Collected material:
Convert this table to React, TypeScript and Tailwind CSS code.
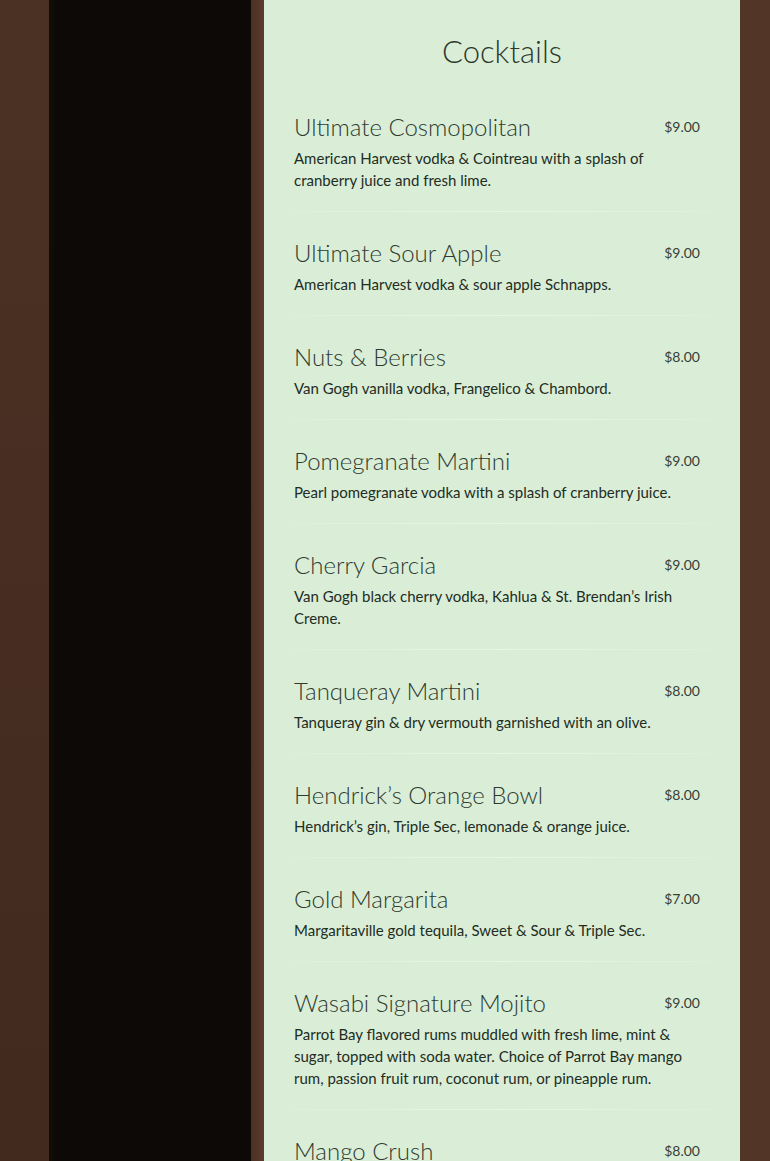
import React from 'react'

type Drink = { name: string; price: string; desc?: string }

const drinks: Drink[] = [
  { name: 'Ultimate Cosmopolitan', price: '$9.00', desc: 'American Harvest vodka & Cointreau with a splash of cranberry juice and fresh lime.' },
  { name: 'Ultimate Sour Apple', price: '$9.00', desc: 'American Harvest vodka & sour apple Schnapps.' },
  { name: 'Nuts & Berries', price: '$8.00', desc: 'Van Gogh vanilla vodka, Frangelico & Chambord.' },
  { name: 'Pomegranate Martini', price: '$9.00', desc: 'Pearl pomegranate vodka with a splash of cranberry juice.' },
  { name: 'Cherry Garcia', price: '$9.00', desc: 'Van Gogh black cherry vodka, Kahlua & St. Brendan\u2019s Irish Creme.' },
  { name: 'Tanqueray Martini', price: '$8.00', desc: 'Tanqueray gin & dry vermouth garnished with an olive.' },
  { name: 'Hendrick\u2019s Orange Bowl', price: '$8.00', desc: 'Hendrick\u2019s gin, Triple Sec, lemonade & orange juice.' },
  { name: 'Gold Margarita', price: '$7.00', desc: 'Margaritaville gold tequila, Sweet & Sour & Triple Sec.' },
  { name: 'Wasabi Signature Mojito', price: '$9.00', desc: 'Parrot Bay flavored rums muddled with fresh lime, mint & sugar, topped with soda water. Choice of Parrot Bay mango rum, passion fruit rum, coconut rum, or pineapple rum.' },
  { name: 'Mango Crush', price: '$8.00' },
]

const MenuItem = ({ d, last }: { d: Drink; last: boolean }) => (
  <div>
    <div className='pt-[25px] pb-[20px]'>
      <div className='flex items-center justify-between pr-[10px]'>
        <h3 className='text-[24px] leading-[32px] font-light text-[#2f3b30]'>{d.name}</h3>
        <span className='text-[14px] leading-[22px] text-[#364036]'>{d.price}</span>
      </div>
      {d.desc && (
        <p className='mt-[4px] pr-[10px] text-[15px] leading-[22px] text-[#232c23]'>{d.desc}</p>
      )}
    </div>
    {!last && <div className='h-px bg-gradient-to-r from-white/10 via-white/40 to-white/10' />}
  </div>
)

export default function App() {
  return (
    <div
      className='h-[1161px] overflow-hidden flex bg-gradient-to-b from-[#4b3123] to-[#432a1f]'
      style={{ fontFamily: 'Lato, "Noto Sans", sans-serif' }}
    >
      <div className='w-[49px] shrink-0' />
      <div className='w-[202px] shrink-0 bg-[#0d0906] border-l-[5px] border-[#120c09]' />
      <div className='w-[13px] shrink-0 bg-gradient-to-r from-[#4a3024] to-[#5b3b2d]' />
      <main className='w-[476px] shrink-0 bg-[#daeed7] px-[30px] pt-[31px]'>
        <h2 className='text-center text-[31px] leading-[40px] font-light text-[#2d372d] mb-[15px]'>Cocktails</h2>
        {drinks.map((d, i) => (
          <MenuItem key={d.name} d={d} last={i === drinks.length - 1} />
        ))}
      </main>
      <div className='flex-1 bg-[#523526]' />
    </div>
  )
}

What is needed: The listing above needs to be output again exactly. Don't include the pictures.

The reply:
Convert this table to React, TypeScript and Tailwind CSS code.
import React from 'react'

type Drink = { name: string; price: string; desc?: string }

const drinks: Drink[] = [
  { name: 'Ultimate Cosmopolitan', price: '$9.00', desc: 'American Harvest vodka & Cointreau with a splash of cranberry juice and fresh lime.' },
  { name: 'Ultimate Sour Apple', price: '$9.00', desc: 'American Harvest vodka & sour apple Schnapps.' },
  { name: 'Nuts & Berries', price: '$8.00', desc: 'Van Gogh vanilla vodka, Frangelico & Chambord.' },
  { name: 'Pomegranate Martini', price: '$9.00', desc: 'Pearl pomegranate vodka with a splash of cranberry juice.' },
  { name: 'Cherry Garcia', price: '$9.00', desc: 'Van Gogh black cherry vodka, Kahlua & St. Brendan\u2019s Irish Creme.' },
  { name: 'Tanqueray Martini', price: '$8.00', desc: 'Tanqueray gin & dry vermouth garnished with an olive.' },
  { name: 'Hendrick\u2019s Orange Bowl', price: '$8.00', desc: 'Hendrick\u2019s gin, Triple Sec, lemonade & orange juice.' },
  { name: 'Gold Margarita', price: '$7.00', desc: 'Margaritaville gold tequila, Sweet & Sour & Triple Sec.' },
  { name: 'Wasabi Signature Mojito', price: '$9.00', desc: 'Parrot Bay flavored rums muddled with fresh lime, mint & sugar, topped with soda water. Choice of Parrot Bay mango rum, passion fruit rum, coconut rum, or pineapple rum.' },
  { name: 'Mango Crush', price: '$8.00' },
]

const MenuItem = ({ d, last }: { d: Drink; last: boolean }) => (
  <div>
    <div className='pt-[25px] pb-[20px]'>
      <div className='flex items-center justify-between pr-[10px]'>
        <h3 className='text-[24px] leading-[32px] font-light text-[#2f3b30]'>{d.name}</h3>
        <span className='text-[14px] leading-[22px] text-[#364036]'>{d.price}</span>
      </div>
      {d.desc && (
        <p className='mt-[4px] pr-[10px] text-[15px] leading-[22px] text-[#232c23]'>{d.desc}</p>
      )}
    </div>
    {!last && <div className='h-px bg-gradient-to-r from-white/10 via-white/40 to-white/10' />}
  </div>
)

export default function App() {
  return (
    <div
      className='h-[1161px] overflow-hidden flex bg-gradient-to-b from-[#4b3123] to-[#432a1f]'
      style={{ fontFamily: 'Lato, "Noto Sans", sans-serif' }}
    >
      <div className='w-[49px] shrink-0' />
      <div className='w-[202px] shrink-0 bg-[#0d0906] border-l-[5px] border-[#120c09]' />
      <div className='w-[13px] shrink-0 bg-gradient-to-r from-[#4a3024] to-[#5b3b2d]' />
      <main className='w-[476px] shrink-0 bg-[#daeed7] px-[30px] pt-[31px]'>
        <h2 className='text-center text-[31px] leading-[40px] font-light text-[#2d372d] mb-[15px]'>Cocktails</h2>
        {drinks.map((d, i) => (
          <MenuItem key={d.name} d={d} last={i === drinks.length - 1} />
        ))}
      </main>
      <div className='flex-1 bg-[#523526]' />
    </div>
  )
}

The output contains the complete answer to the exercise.